===== Collected data =====

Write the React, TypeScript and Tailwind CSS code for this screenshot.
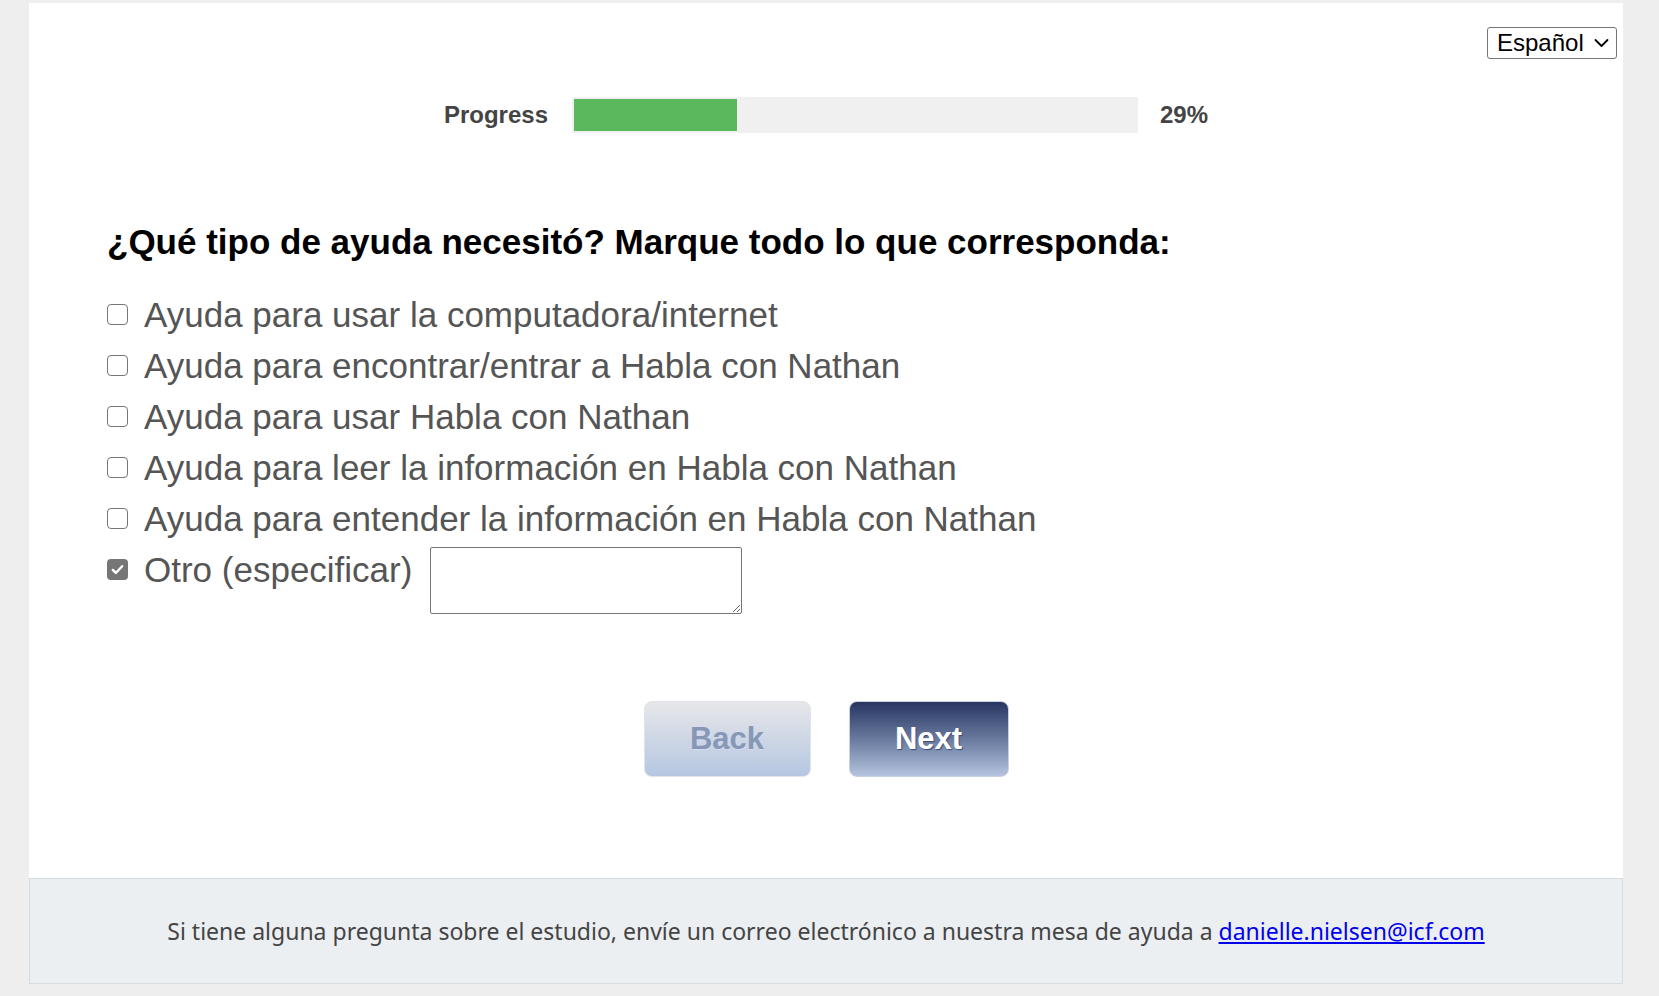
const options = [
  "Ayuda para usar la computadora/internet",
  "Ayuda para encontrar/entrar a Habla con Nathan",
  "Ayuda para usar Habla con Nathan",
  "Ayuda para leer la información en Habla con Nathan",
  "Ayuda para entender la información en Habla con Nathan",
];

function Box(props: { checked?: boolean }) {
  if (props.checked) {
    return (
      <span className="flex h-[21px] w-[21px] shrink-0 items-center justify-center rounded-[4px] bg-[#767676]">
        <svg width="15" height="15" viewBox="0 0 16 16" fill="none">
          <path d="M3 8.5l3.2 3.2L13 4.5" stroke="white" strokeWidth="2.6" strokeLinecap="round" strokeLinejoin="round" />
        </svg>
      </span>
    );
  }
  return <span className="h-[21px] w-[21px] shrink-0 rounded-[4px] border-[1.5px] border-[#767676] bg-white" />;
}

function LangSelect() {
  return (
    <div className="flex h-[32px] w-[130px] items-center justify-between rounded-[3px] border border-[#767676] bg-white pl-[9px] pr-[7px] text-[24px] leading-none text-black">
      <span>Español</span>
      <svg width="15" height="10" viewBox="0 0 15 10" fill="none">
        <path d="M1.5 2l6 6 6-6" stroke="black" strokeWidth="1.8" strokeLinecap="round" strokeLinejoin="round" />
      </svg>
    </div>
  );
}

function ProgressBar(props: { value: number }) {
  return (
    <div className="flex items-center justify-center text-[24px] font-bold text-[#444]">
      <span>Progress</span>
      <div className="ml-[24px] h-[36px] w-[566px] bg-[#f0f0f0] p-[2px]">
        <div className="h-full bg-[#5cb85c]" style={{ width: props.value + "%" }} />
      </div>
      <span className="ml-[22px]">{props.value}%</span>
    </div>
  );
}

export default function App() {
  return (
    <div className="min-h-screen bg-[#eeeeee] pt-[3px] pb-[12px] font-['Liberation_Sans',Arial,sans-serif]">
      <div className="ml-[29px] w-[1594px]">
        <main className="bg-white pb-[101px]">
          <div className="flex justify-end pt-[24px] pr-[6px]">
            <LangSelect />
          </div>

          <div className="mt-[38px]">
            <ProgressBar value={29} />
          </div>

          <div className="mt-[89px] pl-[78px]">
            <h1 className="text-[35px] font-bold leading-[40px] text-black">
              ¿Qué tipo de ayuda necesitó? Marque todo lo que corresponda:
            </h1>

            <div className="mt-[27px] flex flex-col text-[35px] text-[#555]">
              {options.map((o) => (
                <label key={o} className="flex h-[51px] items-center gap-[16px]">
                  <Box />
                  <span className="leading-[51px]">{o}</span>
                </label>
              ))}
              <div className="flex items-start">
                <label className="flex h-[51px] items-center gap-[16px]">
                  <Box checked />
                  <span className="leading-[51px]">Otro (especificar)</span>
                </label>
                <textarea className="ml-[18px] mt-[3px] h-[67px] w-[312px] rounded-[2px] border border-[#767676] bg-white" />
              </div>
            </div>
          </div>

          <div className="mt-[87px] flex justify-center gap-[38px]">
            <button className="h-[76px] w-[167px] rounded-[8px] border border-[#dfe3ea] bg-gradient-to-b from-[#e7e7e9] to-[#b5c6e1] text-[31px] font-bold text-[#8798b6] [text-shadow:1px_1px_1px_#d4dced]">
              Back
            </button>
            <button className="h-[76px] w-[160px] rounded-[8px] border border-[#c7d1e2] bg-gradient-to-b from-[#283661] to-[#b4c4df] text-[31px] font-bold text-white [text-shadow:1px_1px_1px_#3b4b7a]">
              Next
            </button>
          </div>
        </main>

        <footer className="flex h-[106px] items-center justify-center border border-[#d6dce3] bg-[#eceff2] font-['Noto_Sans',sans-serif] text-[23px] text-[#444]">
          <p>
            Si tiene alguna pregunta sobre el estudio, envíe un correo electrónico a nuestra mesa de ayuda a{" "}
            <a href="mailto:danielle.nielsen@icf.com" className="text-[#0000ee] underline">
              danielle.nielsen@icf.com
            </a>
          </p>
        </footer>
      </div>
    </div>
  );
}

=====

Leave out the pictures and print every line of the data exactly.

Write the React, TypeScript and Tailwind CSS code for this screenshot.
const options = [
  "Ayuda para usar la computadora/internet",
  "Ayuda para encontrar/entrar a Habla con Nathan",
  "Ayuda para usar Habla con Nathan",
  "Ayuda para leer la información en Habla con Nathan",
  "Ayuda para entender la información en Habla con Nathan",
];

function Box(props: { checked?: boolean }) {
  if (props.checked) {
    return (
      <span className="flex h-[21px] w-[21px] shrink-0 items-center justify-center rounded-[4px] bg-[#767676]">
        <svg width="15" height="15" viewBox="0 0 16 16" fill="none">
          <path d="M3 8.5l3.2 3.2L13 4.5" stroke="white" strokeWidth="2.6" strokeLinecap="round" strokeLinejoin="round" />
        </svg>
      </span>
    );
  }
  return <span className="h-[21px] w-[21px] shrink-0 rounded-[4px] border-[1.5px] border-[#767676] bg-white" />;
}

function LangSelect() {
  return (
    <div className="flex h-[32px] w-[130px] items-center justify-between rounded-[3px] border border-[#767676] bg-white pl-[9px] pr-[7px] text-[24px] leading-none text-black">
      <span>Español</span>
      <svg width="15" height="10" viewBox="0 0 15 10" fill="none">
        <path d="M1.5 2l6 6 6-6" stroke="black" strokeWidth="1.8" strokeLinecap="round" strokeLinejoin="round" />
      </svg>
    </div>
  );
}

function ProgressBar(props: { value: number }) {
  return (
    <div className="flex items-center justify-center text-[24px] font-bold text-[#444]">
      <span>Progress</span>
      <div className="ml-[24px] h-[36px] w-[566px] bg-[#f0f0f0] p-[2px]">
        <div className="h-full bg-[#5cb85c]" style={{ width: props.value + "%" }} />
      </div>
      <span className="ml-[22px]">{props.value}%</span>
    </div>
  );
}

export default function App() {
  return (
    <div className="min-h-screen bg-[#eeeeee] pt-[3px] pb-[12px] font-['Liberation_Sans',Arial,sans-serif]">
      <div className="ml-[29px] w-[1594px]">
        <main className="bg-white pb-[101px]">
          <div className="flex justify-end pt-[24px] pr-[6px]">
            <LangSelect />
          </div>

          <div className="mt-[38px]">
            <ProgressBar value={29} />
          </div>

          <div className="mt-[89px] pl-[78px]">
            <h1 className="text-[35px] font-bold leading-[40px] text-black">
              ¿Qué tipo de ayuda necesitó? Marque todo lo que corresponda:
            </h1>

            <div className="mt-[27px] flex flex-col text-[35px] text-[#555]">
              {options.map((o) => (
                <label key={o} className="flex h-[51px] items-center gap-[16px]">
                  <Box />
                  <span className="leading-[51px]">{o}</span>
                </label>
              ))}
              <div className="flex items-start">
                <label className="flex h-[51px] items-center gap-[16px]">
                  <Box checked />
                  <span className="leading-[51px]">Otro (especificar)</span>
                </label>
                <textarea className="ml-[18px] mt-[3px] h-[67px] w-[312px] rounded-[2px] border border-[#767676] bg-white" />
              </div>
            </div>
          </div>

          <div className="mt-[87px] flex justify-center gap-[38px]">
            <button className="h-[76px] w-[167px] rounded-[8px] border border-[#dfe3ea] bg-gradient-to-b from-[#e7e7e9] to-[#b5c6e1] text-[31px] font-bold text-[#8798b6] [text-shadow:1px_1px_1px_#d4dced]">
              Back
            </button>
            <button className="h-[76px] w-[160px] rounded-[8px] border border-[#c7d1e2] bg-gradient-to-b from-[#283661] to-[#b4c4df] text-[31px] font-bold text-white [text-shadow:1px_1px_1px_#3b4b7a]">
              Next
            </button>
          </div>
        </main>

        <footer className="flex h-[106px] items-center justify-center border border-[#d6dce3] bg-[#eceff2] font-['Noto_Sans',sans-serif] text-[23px] text-[#444]">
          <p>
            Si tiene alguna pregunta sobre el estudio, envíe un correo electrónico a nuestra mesa de ayuda a{" "}
            <a href="mailto:danielle.nielsen@icf.com" className="text-[#0000ee] underline">
              danielle.nielsen@icf.com
            </a>
          </p>
        </footer>
      </div>
    </div>
  );
}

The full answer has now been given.